Restait encore l’essentiel : voir ce qu’il allait faire graphiquement de ces personnages et de cet univers.
Le premier personnage auquel il a voulu s’attaquer était le personnage principal, Zach. Qu’en gros, je lui définissais psychologiquement comme une espèce de grand enfant naïf, élevé loin du monde, épris de justice, mais d’une idée de justice simplissime, issue de sa vision d’un dessin animé intitulé Overtime, dont le héros remontait le temps pour punir les criminels qui n’avaient pas été condamnés de leur vivant. Physiquement, je le voyais comme un garçon de ferme irlandais, grand, un corps puissant et une espèce de candeur dans le regard… Zach était défini ainsi depuis le début. Mais personne n’avait jamais vraiment su m’en montrer un vraiment convaincant. Même celui de Jean-Christophe, dans la première version éditée, semblait trop sûr de lui, trop baroudeur, pour vraiment bien jouer ce rôle.
Roberto m’a prévenu qu’il allait tenter quelque chose d’un peu hors des codes réalistes, quelque chose de culotté… Je ne savais pas à quoi m’attendre, mais je ne m’attendais vraiment pas à être aussi « bluffé » en ouvrant le mail qu’il m’a envoyé.

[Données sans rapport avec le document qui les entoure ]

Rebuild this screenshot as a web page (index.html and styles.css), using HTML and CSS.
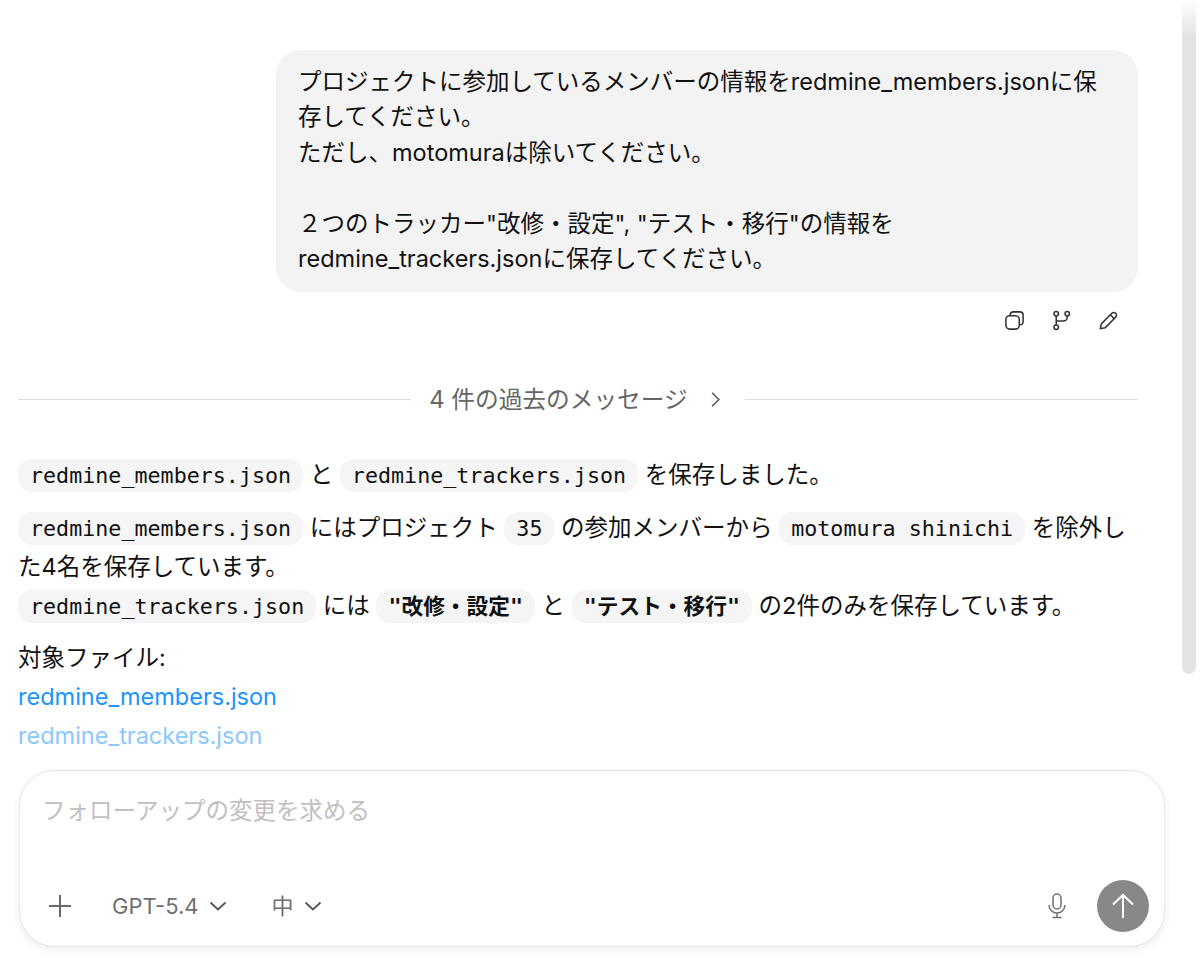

Zach était là, enfin… Vous comprendrez aisément pourquoi en découvrant la première planche de l’album. Roberto a su lui donner avec une parfaite justesse, le côté profondément terrien, paysan et candide que personne n’avait su lui donner jusque-là.
Les jours suivants, nous avons continué d’arpenter ensemble les rues de Monplaisir, définissant chacun des personnages principaux, à commencer par la ville elle-même. Chaque recherche venait confirmer l’enthousiasmante accaparation que Roberto avait réussi à faire avec cet univers.
Entre ses mains, tous les éléments qui avaient posé tant de problème durant toutes ces années devenaient pure évidence. Un monde riche, réaliste et cohérent était en train de naître sous mes yeux. Vous allez trouver ça idiot ou un peu prétentieux, mais durant toutes ces années à chercher le bon dessinateur, je n’ai jamais vraiment senti quiconque à la hauteur du sujet… Avec Roberto, c’est moi, qui aujourd’hui et depuis 10 ans aie peur de ne pas assez bien servir ce faramineux talent dont il fait bénéficier Urban."